Zira Org. Başbuğun yaptığı açıklamalar, Erdoğan, Kılıçdaroğlu ve Bahçelinin açtıkları zemin üzerinden gerçekleşmiştir. Başbuğ Cumhurbaşkanı Gülün, Başbakan Erdoğanın, CHP Genel Başkanı Kılıçdaroğlunun ve elbette MHP Genel Başkanı Bahçelinin kendi çizgisinde bulunduklarını bilerek, bu rahatlık ve güvenle böyle konuşabilmektedir.
Org. Başbuğ, sadece Kürt sorunu hakkında konuşmuyor. AKP, CHP ve MHPye yol haritası da çiziyor. Nereden yürümeleri gerektiğini, nasıl tutum almaları gerektiğini de söylüyor.
Daha birkaç gün önce kendisinden ricada bulunan Başbakan ve CHP Genel Başkanını alıp sipere götürmüş olmanın, orada söylettiği sözlerin sıcaklığı içinde konuşuyor.
Ve hiç kimse de çıkıp ses çıkaramıyor. Her söylenen kabul görüyor, ya da sineye çekiliyor.
Önce Başbakan Erdoğanın, ardından CHP Genel Başkanı Kılıçdaroğlunun çatışma bölgesine giderek, burada kan ve şiddeti körükleyen demeçler vermeleri, ırkçı ve şoven bir üslupta ısrar etmeleri Org Başbuğu daha da cesaretlendirmiştir.
Başbakan ve ana muhalefet liderinin tutumları ve Bahçelinin OHAL isteriz, İdam geri getirilsin açıklamaları üzerine, emekliliğine 1 ay kadar bir zaman kalmış olan Genelkurmay Başkanı bir siyasi parti genel başkanının edemeyeceği sözler etmiştir.
Org. Başbuğ, BDP milletvekillerini hedef göstererek Ya milletvekilinden ayrıl git ya da Anayasanın gerekliliklerini yerine getir demesi karşısında, bu partilerin gösterdiği tutum da Başbuğu destekler mahiyettedir.

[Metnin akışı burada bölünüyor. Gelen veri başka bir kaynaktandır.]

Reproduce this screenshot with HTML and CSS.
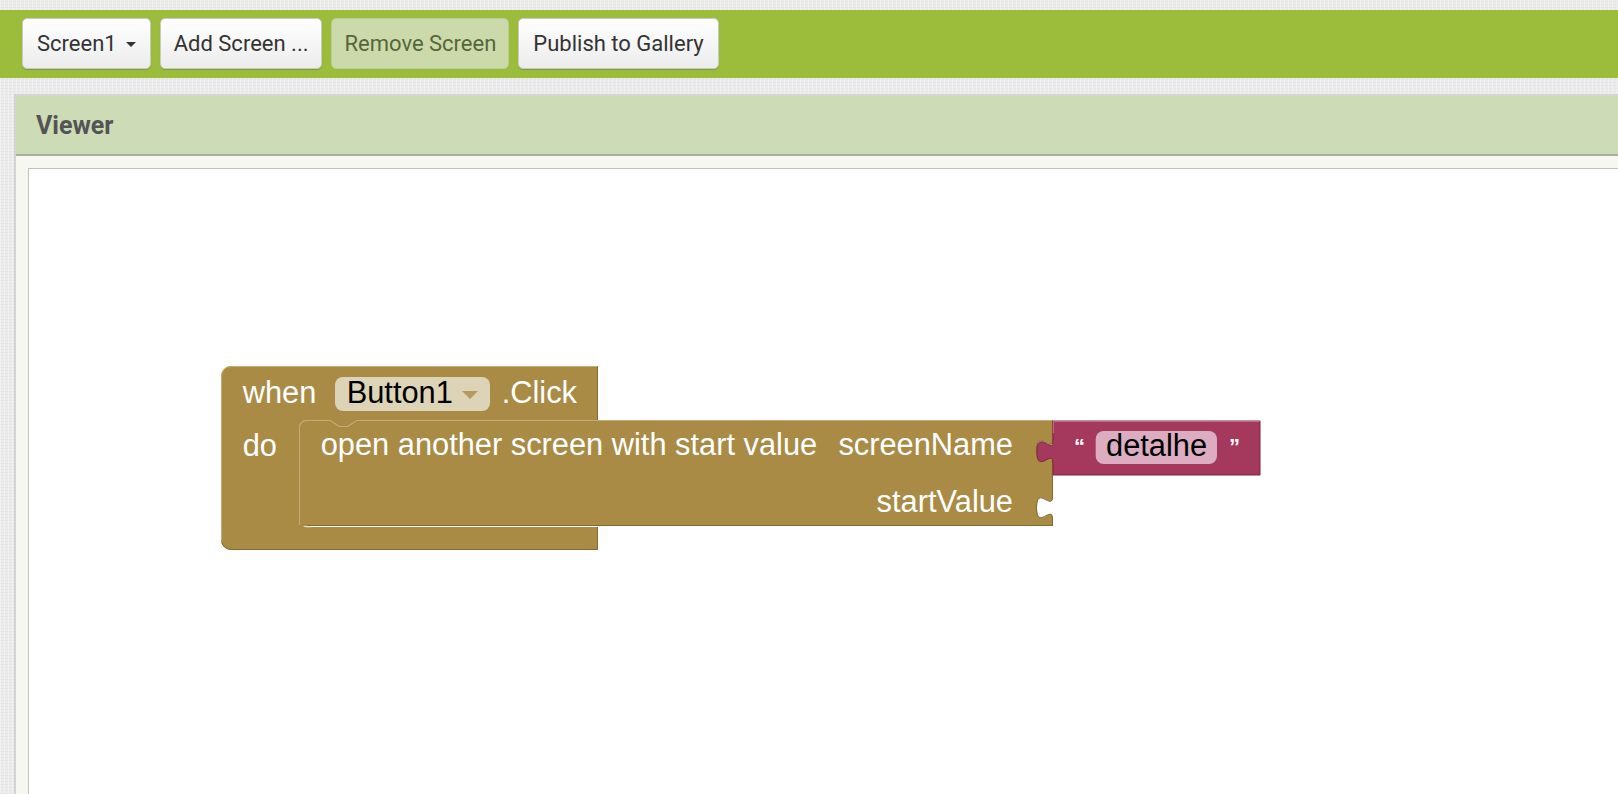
FILE: index.html
```html
<!DOCTYPE html>
<html>
<head>
<meta charset="utf-8">
<title>Viewer</title>
<link rel="stylesheet" href="styles.css">
</head>
<body>
<div class="page">
  <div class="toolbar">
    <button class="btn">Screen1 <span class="caret"></span></button>
    <button class="btn btn-tight">Add Screen ...</button>
    <button class="btn btn-disabled">Remove Screen</button>
    <button class="btn">Publish to Gallery</button>
  </div>
  <div class="viewer">
    <div class="viewer-header">Viewer</div>
    <div class="viewer-body">
      <div class="workspace">
        <svg class="blocks" width="1600" height="700" xmlns="http://www.w3.org/2000/svg">
          <g transform="translate(192 197)">
            <!-- outer event block -->
            <path class="brown" d="M 0 10 A 10 10 0 0 1 10 0 H 377 V 54 H 136 L 127 60 H 118 L 109 54 H 86 A 8 8 0 0 0 78 62 V 153 A 8 8 0 0 0 86 161 H 377 V 184 H 10 A 10 10 0 0 1 0 174 Z"/>
            <path class="hl-brown" d="M 0.5 174 V 10 A 9.5 9.5 0 0 1 10 0.5 H 376.5"/>
            <path class="sh-brown" d="M 376.5 0.5 V 54"/>
            <path class="sh-brown" d="M 376.5 161 V 183.5 H 10 A 9.5 9.5 0 0 1 0.8 176"/>
            <path class="hl-brown" d="M 78.5 62 V 153"/>
            <path class="hl-strong" d="M 79 153 A 7.5 7.5 0 0 0 86 160.5 H 90"/>
            <text class="btxt" x="21.7" y="37">when</text>
            <rect class="pill-brown" x="114" y="11" width="155" height="34" rx="8"/>
            <text class="ptxt" x="125.7" y="37">Button1</text>
            <path class="tri" d="M 241 25 H 257 L 249 33 Z"/>
            <text class="btxt" x="280.7" y="37">.Click</text>
            <text class="btxt" x="21.7" y="90">do</text>
            <!-- inner statement block -->
            <g transform="translate(78 54)">
              <path class="brown-flat" d="M 0 8 A 8 8 0 0 1 8 0 H 31 L 40 6 H 49 L 58 0 H 754 V 12 v 7.5 c 0 15 -16 -12 -16 11.25 s 16 -3.75 16 11.25 V 69 v 7.5 c 0 15 -16 -12 -16 11.25 s 16 -3.75 16 11.25 V 106 H 0 Z"/>
              <path class="hl-brown" d="M 0.5 105 V 8 A 7.5 7.5 0 0 1 8 0.5 H 31 L 40 6.5 H 49 L 58 0.5 H 753.5"/>
              <path class="sh-brown" d="M 753.5 0.5 V 12 v 7.5 c 0 15 -16 -12 -16 11.25 s 16 -3.75 16 11.25 V 69 v 7.5 c 0 15 -16 -12 -16 11.25 s 16 -3.75 16 11.25 V 105.5 H 8"/>
              <text class="btxt" x="21.7" y="35.3">open another screen with start value</text>
              <text class="btxt" x="714" y="35.3" text-anchor="end">screenName</text>
              <text class="btxt" x="714" y="92" text-anchor="end">startValue</text>
            </g>
            <!-- text block -->
            <g transform="translate(832 55)">
              <path class="red" d="M 0 0 H 207 V 54 H 0 V 42 c 0 -15 -16 12 -16 -11.25 s 16 3.75 16 -11.25 Z"/>
              <path class="hl-red" d="M 0.5 12 V 0.5 H 206.5"/>
              <text class="qtxt" x="21" y="33">“</text>
              <rect class="pill-red" x="42.7" y="10" width="121.3" height="33" rx="8"/>
              <text class="ptxt" x="53" y="35.3">detalhe</text>
              <text class="qtxt" x="176" y="33">”</text>
            </g>
          </g>
        </svg>
      </div>
    </div>
  </div>
</div>
</body>
</html>
```
FILE: styles.css
```css
html, body {
  margin: 0;
  padding: 0;
}
body {
  background-color: #ebebeb;
  background-image:
    repeating-linear-gradient(0deg, rgba(0, 0, 0, 0.025) 0 1px, transparent 1px 3px),
    repeating-linear-gradient(90deg, rgba(255, 255, 255, 0.35) 0 1px, transparent 1px 4px);
  font-family: Roboto, "Liberation Sans", sans-serif;
  overflow: hidden;
  width: 1618px;
  height: 794px;
}
.page {
  padding-top: 10px;
}
.toolbar {
  background: #9cbd3b;
  height: 68px;
  box-sizing: border-box;
  padding: 8px 0 0 22px;
  display: flex;
  align-items: flex-start;
  gap: 9px;
}
.btn {
  height: 51px;
  box-sizing: border-box;
  padding: 0 14px;
  border: 1px solid #c9c9c9;
  border-radius: 5px;
  background: linear-gradient(#ffffff, #ececec);
  box-shadow: 0 1px 1px rgba(0, 0, 0, 0.18);
  font-family: Roboto, "Liberation Sans", sans-serif;
  font-size: 22px;
  color: #333;
  display: flex;
  align-items: center;
  gap: 9px;
}
.btn-tight {
  padding: 0 13px;
}
.btn-disabled {
  padding: 0 12px;
  background: #ccdaab;
  border-color: #bccb99;
  color: #56663a;
  box-shadow: none;
}
.caret {
  width: 0;
  height: 0;
  border-left: 5.5px solid transparent;
  border-right: 5.5px solid transparent;
  border-top: 5px solid #333;
  margin-top: 2px;
}
.viewer {
  margin: 16px 0 0 14px;
  border-top: 2px solid #d3d3d3;
  border-left: 2px solid #d3d3d3;
  background: #f5f7f0;
}
.viewer-header {
  height: 58px;
  background: #cedbb7;
  border-bottom: 2px solid #a9ae9f;
  padding-left: 20px;
  display: flex;
  align-items: center;
  font-family: Roboto, "Liberation Sans", sans-serif;
  font-weight: bold;
  font-size: 25px;
  color: #545454;
}
.viewer-body {
  padding: 12px 0 0 12px;
}
.workspace {
  position: relative;
  height: 700px;
  background: #ffffff;
  border-top: 1px solid #c2c2c2;
  border-left: 1px solid #c2c2c2;
}
.blocks {
  position: absolute;
  left: 0;
  top: 0;
}
.brown,
.brown-flat {
  fill: #a98b45;
  stroke: none;
}
.hl-brown {
  fill: none;
  stroke: #c4ac76;
  stroke-width: 1;
}
.hl-strong {
  fill: none;
  stroke: #efe6d2;
  stroke-width: 1.5;
}
.sh-brown {
  fill: none;
  stroke: #836a31;
  stroke-width: 1;
}
.red {
  fill: #a5395d;
  stroke: #7d2545;
  stroke-width: 1;
}
.hl-red {
  fill: none;
  stroke: #c46a89;
  stroke-width: 1;
}
.btxt {
  font-family: "Liberation Sans", Arial, sans-serif;
  font-size: 30.8px;
  fill: #ffffff;
}
.ptxt {
  font-family: "Liberation Sans", Arial, sans-serif;
  font-size: 30.8px;
  fill: #000000;
}
.qtxt {
  font-family: "Liberation Sans", Arial, sans-serif;
  font-size: 22px;
  font-weight: bold;
  fill: #ffffff;
}
.pill-brown {
  fill: #ddd3b6;
}
.pill-red {
  fill: #dcadc0;
}
.tri {
  fill: #b39a62;
}
```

TBMM Başkanı M. Ali ŞAHİNin Org. Başbuğun ardından Bu yüce çatı altında görev yapan her milletvekili arkadaşımız yapmış olduğu yemine sadık kalmalı ve bu yemine göre davranmalıdır sözleri de, Kürdistan Bölge Yönetimi hakkında sarf edilen sözler için, Cumhurbaşkanı Gülün Bunlar tamamen hükümetin bileceği şeyler açıklaması da siyasi çevrelerin Genelkurmay Başkanının ardında saf tuttuklarını gösteriyor.
Ne Cumhurbaşkanı Gül, ne Başbakan Erdoğan, Ne Kılıçdaroğlu, ne de demokrasiden söz eden başkaca bir burjuva siyasetçi Org. Başbuğa yanıt verme cesaretini ve politik tutumu gösterememiştir.
Anlaşılan sömürü ve baskıdan beslenen, sağlı sollu, tüm burjuva gerici partiler, seçime Kürt düşmanlığı üzerinden gidecekler. Emek düşmanlığı, demokrasi ve barış karşıtlığında yarışarak, vatan, millet edebiyatı yaparak, oy avcılığına yatacaklar.
Bizim açımızdan yapılması gereken ise, işçi ve emekçilere, ezilen ve sömürülen milyonlara, Kürt, Alevi, farklı dil ve inançlardan tüm yurttaşlarımıza bu ırkçı, emek ve demokrasi düşmanı güçlere karşı güçlü bir mücadele sürdürmektir.
Onlar savaşı, sömürüyü, baskı ve inkarın cephesini, bizler emek, barış ve özgürlük cephesini güçlendireceğiz.